The next recording session was a proper OKeh introduction of the new band on July 21. Armstrong would record 12 titles with the Sebastian New Cotton Club Orchestra between July 1930 and March 1931, each released, it seems, very soon after recording. The July 21 offerings were I’m a Ding Dong Daddy (from Dumas) and I’m in the Market for You. Ding Dong was probably a piece from his spring tours; the Cotton Club band was certainly using charts that he knew already. I’m in the Market for You had just been introduced through the film High Society Blues. On Ding Dong he sings “I done forgot the words” after a sprightly scat interlude, putting onto record what may have already become the explanation for how he supposedly invented scat on the Heebie Jeebies recording of 1926.122 It is an explicit play to the assumptions of his audience, who might have grown up with colored mammies and were now fascinated by his seemingly spontaneous outpourings of musical primitivism. (“He rarely has more than a rough idea of the words,” Time magazine assured its readers in June 1932.) You can almost hear the chortlings from Howard Hughes’s table, though it is easy to imagine some awareness at the Cotton Club that it was all an act, a gesture of recognition from one performer to another.

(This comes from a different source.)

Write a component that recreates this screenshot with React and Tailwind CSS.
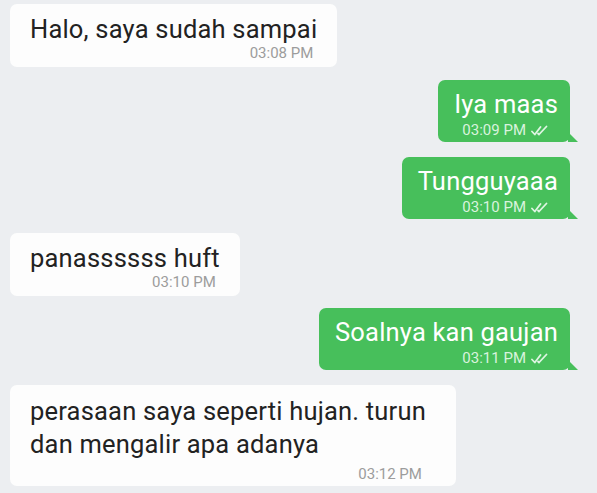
import React from "react";

const messages = [
  { side: "in", lines: ["Halo, saya sudah sampai"], time: "03:08 PM", mt: "mt-[4px]" },
  { side: "out", lines: ["Iya maas"], time: "03:09 PM", mt: "mt-[13px]" },
  { side: "out", lines: ["Tungguyaaa"], time: "03:10 PM", mt: "mt-[15px]" },
  { side: "in", lines: ["panassssss huft"], time: "03:10 PM", mt: "mt-[14px]" },
  { side: "out", lines: ["Soalnya kan gaujan"], time: "03:11 PM", mt: "mt-[12px]" },
  {
    side: "in",
    lines: ["perasaan saya seperti hujan. turun", "dan mengalir apa adanya"],
    time: "03:12 PM",
    mt: "mt-[15px]",
  },
];

const DoubleCheck = () => (
  <svg width="18" height="11" viewBox="0 0 18 11" fill="none" className="ml-[5px]">
    <path d="M1 6.5 L3.8 9.5 L9.5 2" stroke="#dff5e3" strokeWidth="1.8" strokeLinecap="round" strokeLinejoin="round" />
    <path d="M7 8.5 L8 9.5 L15.5 1.5" stroke="#dff5e3" strokeWidth="1.8" strokeLinecap="round" strokeLinejoin="round" />
  </svg>
);

const Bubble = ({ msg }) => {
  if (msg.side === "out") {
    return (
      <div className={`${msg.mt} self-end mr-[27px] relative`}>
        <div className="bg-[#47bf5b] rounded-[7px] pl-[16px] pr-[12px] pt-[9px] pb-[3px] flex flex-col items-end">
          {msg.lines.map((l) => (
            <div key={l} className="text-[25.5px] tracking-[0.2px] leading-[30px] text-white whitespace-nowrap">
              {l}
            </div>
          ))}
          <div className="flex items-center mt-[2px] pr-[9px] text-[15px] leading-[18px] text-[#d9f3de]">
            {msg.time}
            <DoubleCheck />
          </div>
        </div>
        <svg width="10" height="10" viewBox="0 0 10 10" className="absolute right-[-8px] bottom-0">
          <path d="M0 0 L10 10 L0 10 Z" fill="#47bf5b" />
        </svg>
      </div>
    );
  }
  const multi = msg.lines.length > 1;
  return (
    <div
      className={`${msg.mt} self-start ml-[10px] bg-[#fdfdfd] rounded-[7px] pl-[20px] pt-[10px] flex flex-col ${
        multi ? "pb-[3px] pr-[30px]" : "pb-[5px] pr-[20px]"
      }`}
    >
      {msg.lines.map((l) => (
        <div
          key={l}
          className={`text-[25.5px] tracking-[0.2px] text-[#222] whitespace-nowrap ${multi ? "leading-[33px]" : "leading-[30px]"}`}
        >
          {l}
        </div>
      ))}
      <div className={`self-end pr-[4px] text-[15px] leading-[18px] text-[#9c9c9c] ${multi ? "mt-[4px]" : ""}`}>
        {msg.time}
      </div>
    </div>
  );
};

export default function App() {
  return (
    <div
      className="w-[597px] h-[493px] bg-[#eceef1] flex flex-col overflow-hidden"
      style={{ fontFamily: "Roboto, 'Noto Sans', sans-serif" }}
    >
      {messages.map((m, i) => (
        <Bubble key={i} msg={m} />
      ))}
    </div>
  );
}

This scat solo was certainly not spontaneous. The vocal has some lovely stretches of additive rhythm (CD 1:22), recalling a similar passage in Hotter Than That from 1928. Lawrence Brown gets a chance to show off his trombone (he has an even better solo on I’m in the Market for You), and Armstrong ends the performance with a trumpet solo that builds through four continuous choruses, with plenty of eccentric patterning and elegant dips and dives. My favorite chorus is the second one (CD 2:14), but what is most impressive is the cumulative effect, crafted through sustained familiarity. This solo made a big impression on eighteen-year-old trumpeter Buck Clayton. Ding Dong also became a favorite of Lionel Hampton, who liked to call out from his drums, “One more chorus,” urging Armstrong on with cowbells. Armstrong remembered playing 40 choruses of Ding Dong one evening in Culver City.